Flagstaff, AZ – Rocks the size of living room furniture sail past us every week. . .so close, they're called Near Earth Objects. If they make it to Earth, astronomer David Trilling wants to be there to pick up the pieces.

This is Inquiring Minds. . .insights from the campus of Northern Arizona University.

The asteroid that struck the Earth some 65 million years ago put an end to the age of dinosaurs. An iron nickel rock only 50 yards across caused the mile-wide hole in the desert known as Meteor Crater.

The bigger the asteroid, the less likely it is to strike the Earth. Huge, life-changing impacts happen only every 100-million years or so.

Still, the thought of asteroids falling from the sky can be alarming to those of us on the ground. . . so there's a whole network of astronomers like David Trilling who track them.

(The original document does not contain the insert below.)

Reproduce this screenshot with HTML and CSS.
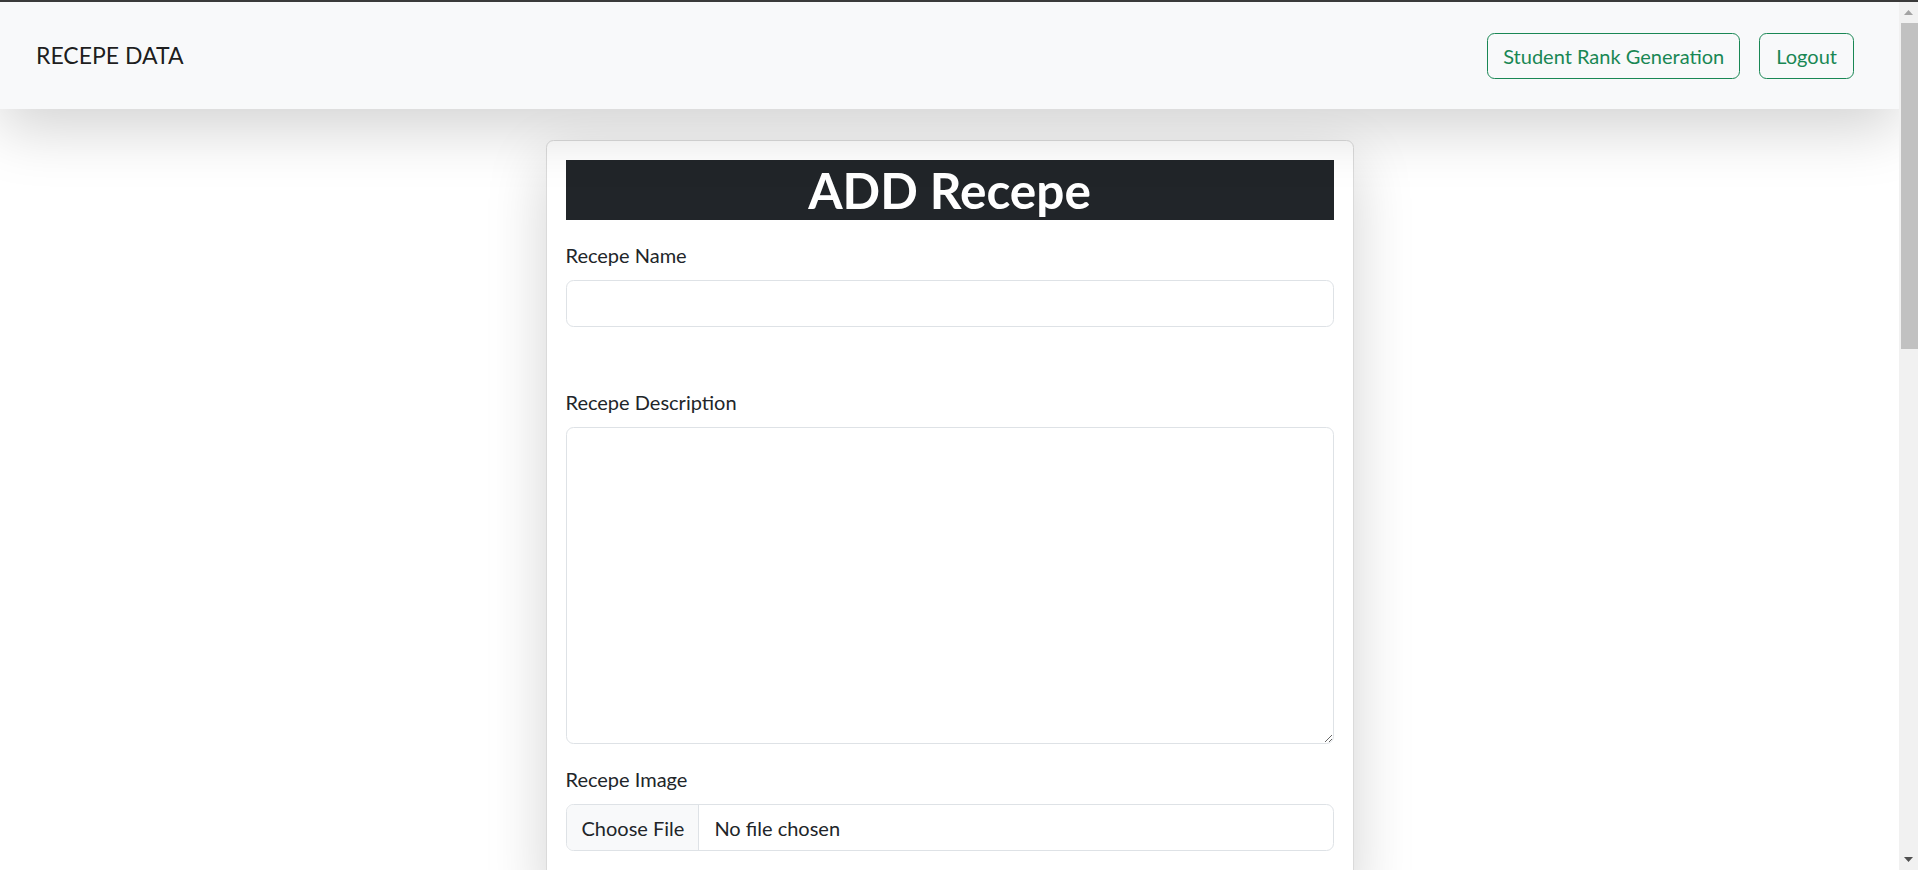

But, David Trilling says asteroids the size of a sofa are being flung at us all the time. Most of them burn up in the atmosphere. Anything left over becomes a pile of rocks or splashes by unnoticed in the ocean.

That's a shame, says Trilling, because these space visitors have a lot to tell us . . .a story about the conditions of our solar system when it was forming four-and-a-half billion years ago.

But tracking an asteroid on a collision course with Earth, predicting its descent, and finding that pile of rocks is hard to do. It's only happened once.

In 2008, astronomers traced a Near Earth Object to Africa. This asteroid was made out of a gray volcanic material, easy to find in the desert of Sudan.

Trilling says thoseasteroid pieces can then be compared with what we see through telescopes, for a more comprehensive view of what's in space.